Task requirements: Tally how many lines include "React". The number is the whole answer.

Dataset excerpt:
--- begin ---
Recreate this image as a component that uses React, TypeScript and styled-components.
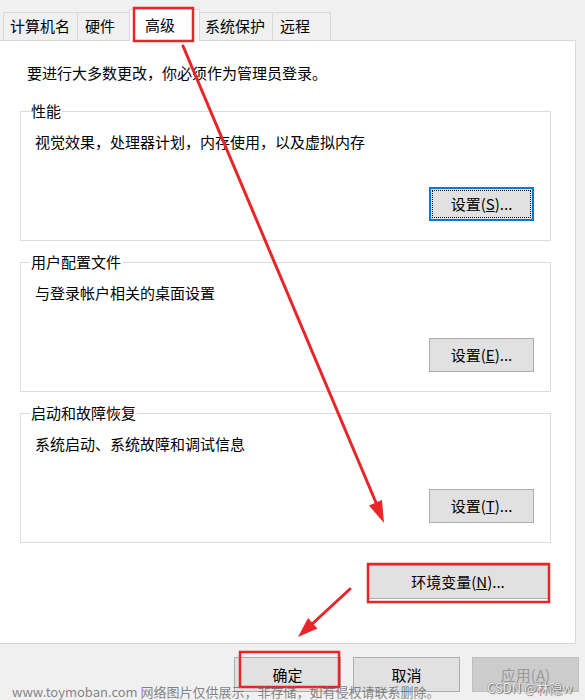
import React from "react";
import styled, { createGlobalStyle } from "styled-components";

const GlobalStyle = createGlobalStyle`
  html, body {
    margin: 0;
    padding: 0;
    width: 585px;
    height: 700px;
    overflow: hidden;
    background: #f0f0f0;
  }
  body {
    font-family: "Noto Sans CJK SC", "Noto Sans", sans-serif;
  }
`;

const Root = styled.div`
  position: relative;
  box-sizing: border-box;
  width: 585px;
  height: 700px;
  padding-top: 9px;
  font-size: 15px;
  color: #000;
`;

const TabStrip = styled.div`
  display: flex;
  align-items: flex-end;
  height: 31px;
  padding-left: 3px;
`;

const Tab = styled.div<{ $w: number; $pl: number; $ml?: number; $mr?: number; $active?: boolean }>`
  box-sizing: border-box;
  flex: none;
  width: ${(p) => p.$w}px;
  padding-left: ${(p) => p.$pl}px;
  margin-left: ${(p) => p.$ml ?? 0}px;
  margin-right: ${(p) => p.$mr ?? 0}px;
  line-height: 20px;
  white-space: nowrap;
  border: 1px solid #d9d9d9;
  border-bottom: none;
  height: ${(p) => (p.$active ? 32 : 28)}px;
  padding-top: ${(p) => (p.$active ? 5 : 3)}px;
  background: ${(p) => (p.$active ? "#ffffff" : "#f0f0f0")};
  ${(p) => (p.$active ? "position: relative; z-index: 1; margin-bottom: -1px;" : "")}
`;

const Panel = styled.div`
  box-sizing: border-box;
  width: 576px;
  height: 604px;
  background: #ffffff;
  border: 1px solid #d9d9d9;
  border-left: none;
  padding: 22px 24px 0 20px;
`;

const Intro = styled.div`
  margin-left: 7px;
  line-height: 20px;
`;

const Group = styled.fieldset<{ $mt: number }>`
  box-sizing: border-box;
  width: 531px;
  min-width: 0;
  margin: ${(p) => p.$mt}px 0 0 0;
  border: 1px solid #dcdcdc;
  padding: 11px 16px 19px 14px;
`;

const Legend = styled.legend`
  margin-left: -5px;
  padding: 0 1px;
  line-height: 20px;
  font-size: 15px;
`;

const Desc = styled.div`
  line-height: 20px;
`;

const ButtonRow = styled.div`
  display: flex;
  justify-content: flex-end;
  margin-top: 35px;
`;

const Btn = styled.button<{ $w: number; $h?: number; $focus?: boolean }>`
  box-sizing: border-box;
  flex: none;
  width: ${(p) => p.$w}px;
  height: ${(p) => p.$h ?? 34}px;
  padding: 0;
  font-family: inherit;
  font-size: 15px;
  line-height: 20px;
  color: #000;
  background: #e1e1e1;
  border: 1px solid #adadad;
  ${(p) =>
    p.$focus
      ? "border: 2px solid #0078d7; outline: 1px dotted #111; outline-offset: -4px;"
      : ""}
  &:disabled {
    background: #cccccc;
    border-color: #bfbfbf;
    color: #9a9a9a;
  }
`;

const EnvRow = styled.div`
  display: flex;
  justify-content: flex-end;
  margin-top: 22px;
  padding-right: 2px;
`;

const BottomBar = styled.div`
  display: flex;
  justify-content: flex-end;
  gap: 12px;
  margin-top: 13px;
  padding-right: 6px;
`;

const Watermark = styled.div`
  position: absolute;
  left: 12px;
  top: 683px;
  font-size: 13px;
  line-height: 18px;
  color: rgba(110, 110, 110, 0.85);
  white-space: nowrap;
  z-index: 5;
`;

const CsdnMark = styled.div`
  position: absolute;
  left: 487px;
  top: 679px;
  font-size: 13px;
  line-height: 18px;
  color: rgba(255, 255, 255, 0.92);
  text-shadow: 0 0 1px #555, 1px 1px 1px rgba(0, 0, 0, 0.45);
  white-space: nowrap;
  z-index: 5;
`;

const Overlay = styled.svg`
  position: absolute;
  left: 0;
  top: 0;
  width: 585px;
  height: 700px;
  pointer-events: none;
  z-index: 4;
`;

const RED = "#e8262a";

function Annotations() {
  return (
    <Overlay viewBox="0 0 585 700">
      <rect x="134" y="8" width="59" height="33" fill="none" stroke={RED} strokeWidth="2.5" />
      <rect x="368" y="564" width="181" height="38" fill="none" stroke={RED} strokeWidth="2.5" />
      <rect x="240" y="652" width="99" height="35" fill="none" stroke={RED} strokeWidth="2.5" />
      <line x1="183" y1="46" x2="377" y2="505" stroke={RED} strokeWidth="3" strokeLinecap="round" />
      <polygon points="384,523 382,500 369,505.5" fill={RED} />
      <line x1="350" y1="589" x2="311" y2="625" stroke={RED} strokeWidth="3" strokeLinecap="round" />
      <polygon points="298,637 317.5,628.5 308,618" fill={RED} />
    </Overlay>
  );
}

export default function App() {
  return (
    <>
      <GlobalStyle />
      <Root>
        <TabStrip>
          <Tab $w={75} $pl={6}>计算机名</Tab>
          <Tab $w={55} $pl={7} $ml={-1}>硬件</Tab>
          <Tab $w={71} $pl={15} $ml={-3} $mr={-3} $active>高级</Tab>
          <Tab $w={76} $pl={7}>系统保护</Tab>
          <Tab $w={59} $pl={7} $ml={-1}>远程</Tab>
        </TabStrip>
        <Panel>
          <Intro>要进行大多数更改，你必须作为管理员登录。</Intro>
          <Group $mt={18}>
            <Legend>性能</Legend>
            <Desc>视觉效果，处理器计划，内存使用，以及虚拟内存</Desc>
            <ButtonRow>
              <Btn $w={105} $focus>设置(<u>S</u>)...</Btn>
            </ButtonRow>
          </Group>
          <Group $mt={11}>
            <Legend>用户配置文件</Legend>
            <Desc>与登录帐户相关的桌面设置</Desc>
            <ButtonRow>
              <Btn $w={105}>设置(<u>E</u>)...</Btn>
            </ButtonRow>
          </Group>
          <Group $mt={11}>
            <Legend>启动和故障恢复</Legend>
            <Desc>系统启动、系统故障和调试信息</Desc>
            <ButtonRow>
              <Btn $w={105}>设置(<u>T</u>)...</Btn>
            </ButtonRow>
          </Group>
          <EnvRow>
            <Btn $w={182}>环境变量(<u>N</u>)...</Btn>
          </EnvRow>
        </Panel>
        <BottomBar>
          <Btn $w={107} $h={35}>确定</Btn>
          <Btn $w={107} $h={35}>取消</Btn>
          <Btn $w={107} $h={35} disabled>应用(<u>A</u>)</Btn>
        </BottomBar>
        <Annotations />
        <Watermark>www.toymoban.com 网络图片仅供展示，非存储，如有侵权请联系删除。</Watermark>
        <CsdnMark>CSDN @林隐w</CsdnMark>
      </Root>
    </>
  );
}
--- end ---
The reply: 2